You need to distinguish between kNN (k Nearest Neighbors) and exact search.
With exact search (i.e. brute-force search by using a script_score
query), if you have 1M vectors, your query vector will be compared against each of them and the results you'll get are the real 10 closest vectors to your query vector.
With kNN search, also called approximate nearest neighbors (ANN) it's a bit different, because your 1M vectors will be indexed in a dedicated structure depending on your vector search engine (Inverted File Index, KD trees, Hierarchical Navigable Small Worlds, etc). For Elasticsearch, which is based on Apache Lucene, vectors are indexed in a Hierarchical Navigable Small Worlds structure. At search time, the HNSW algorithm will try to figure out the k nearest neighbors to your query vector based on their closest distance, or highest similarity. It might find the real ones, or not, hence the approximate nature of these search algorithms. In order to decrease the odds of "or not", the idea is to visit a higher amount of vectors, and that's the role of num_candidates
.
The idea is NOT to pick a value of num_candidates
that is high enough to visit all vectors in your database, as that would boil down to make an exact search and it would make no sense to use an ANN algorithm for this, just run an exact search, pay the execution price and that's it.
The shard sizing document you are referring to does not pertain to kNN search. kNN search has its own tuning strategy that is different. As the HNSW graph needs to be built per segment and each segment needs to be searched, the ideal situation would be to have a single segment to search, i.e. one shard with one force-merged segment. Depending on your data volume and if you're constantly indexing new vectors, it might not be feasible. But you should optimize in that direction, i.e. less shards with less segments as much as possible.
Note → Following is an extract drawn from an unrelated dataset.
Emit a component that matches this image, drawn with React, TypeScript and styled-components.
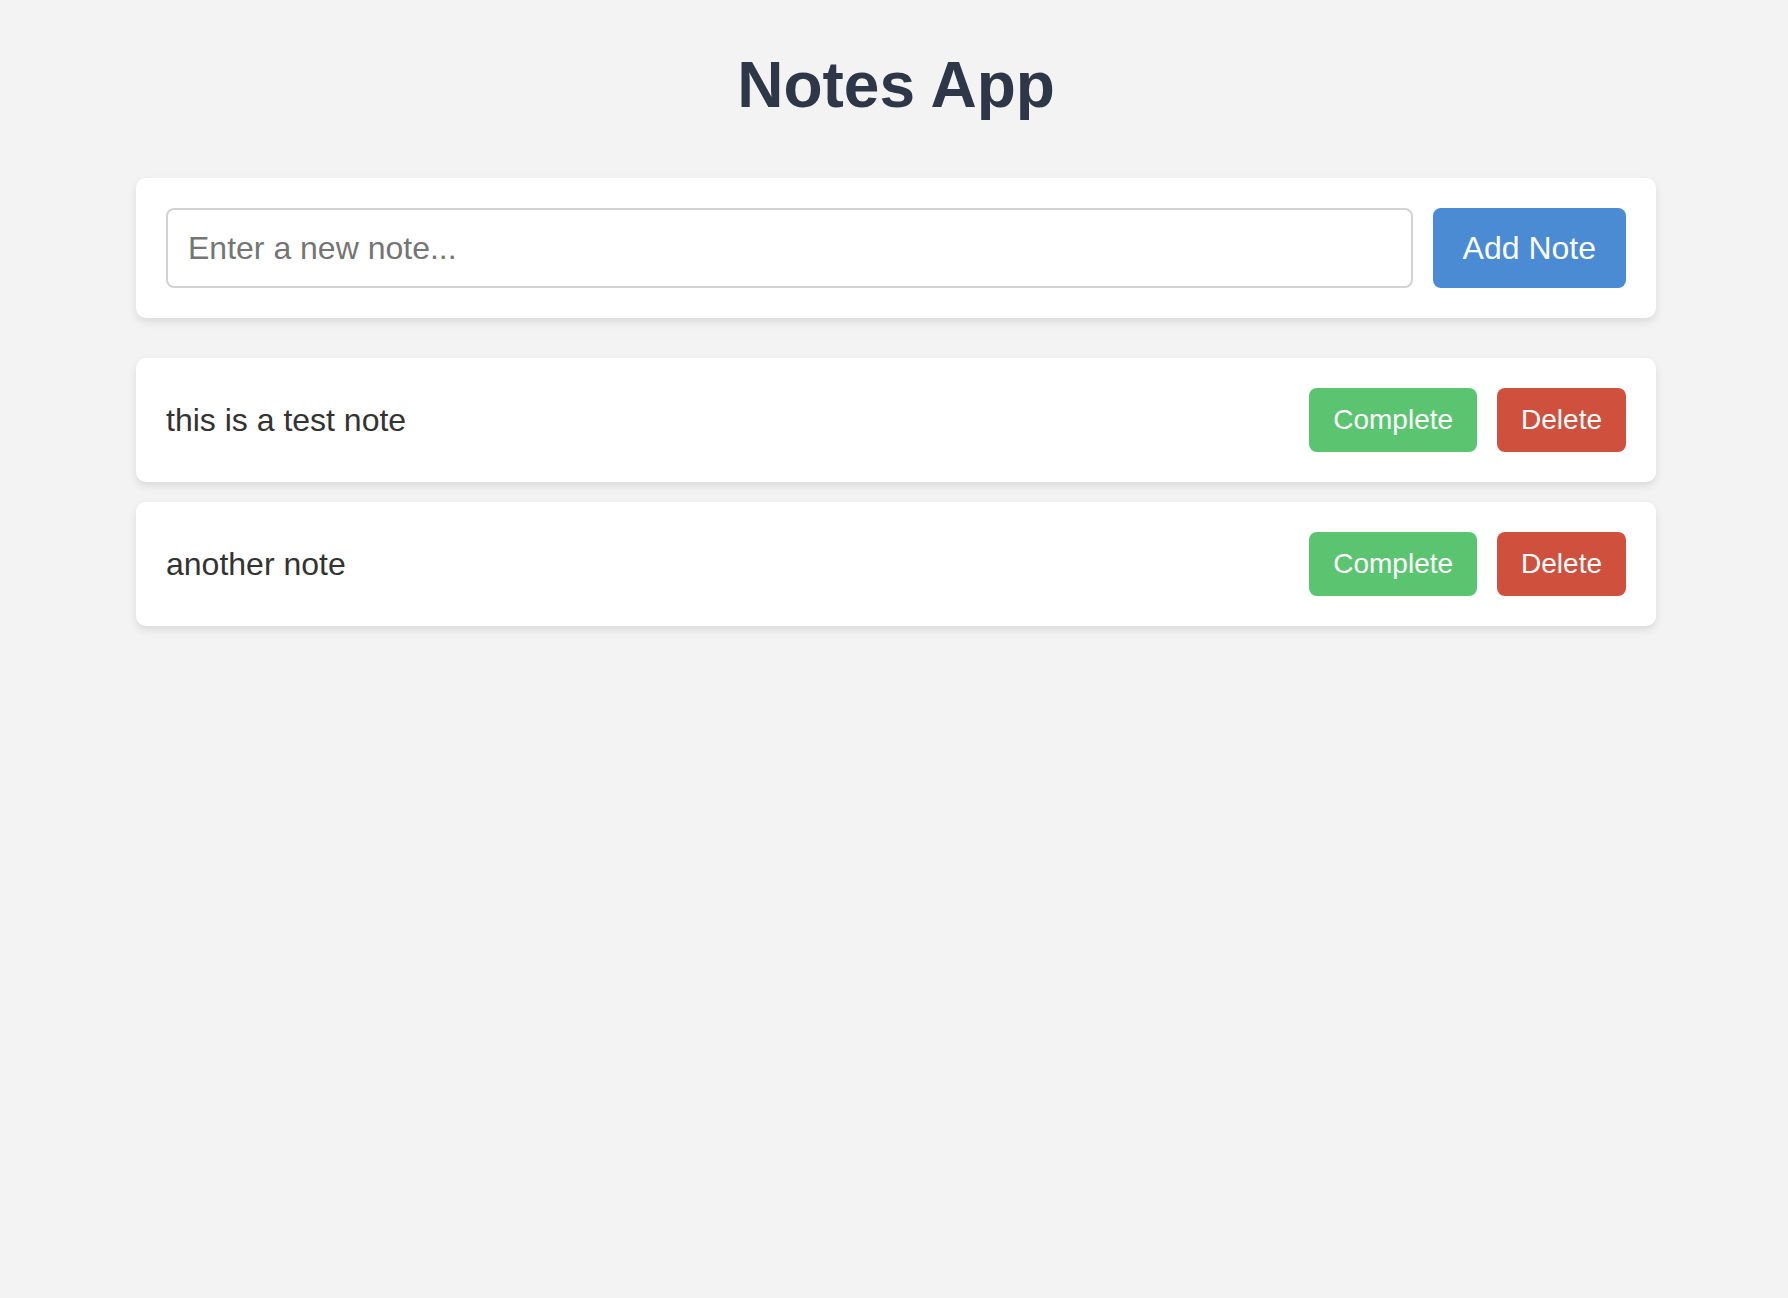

Let's say that you manage to get your 1M vectors into a single shard with a single segment, there's no reason to have a high num_candidates
, because the HNSW search algorithm has a pretty good recall rate and doesn't need to visit more than a certain amount of candidates (to be figured out depending on your use case, constraints, data volume, SLA, etc) in order to find the top k ones.
Update March 27th, 2024:
It is worth noting that as of ES 8.13, k
and num_candidates
have become optional and their respective values are set to sensible default, i.e.:
k
defaults to the value of size
num_candidates
defaults to the minimum of 10000
and 1.5 x k
So by default:
size = k = 10
num_candidates = 15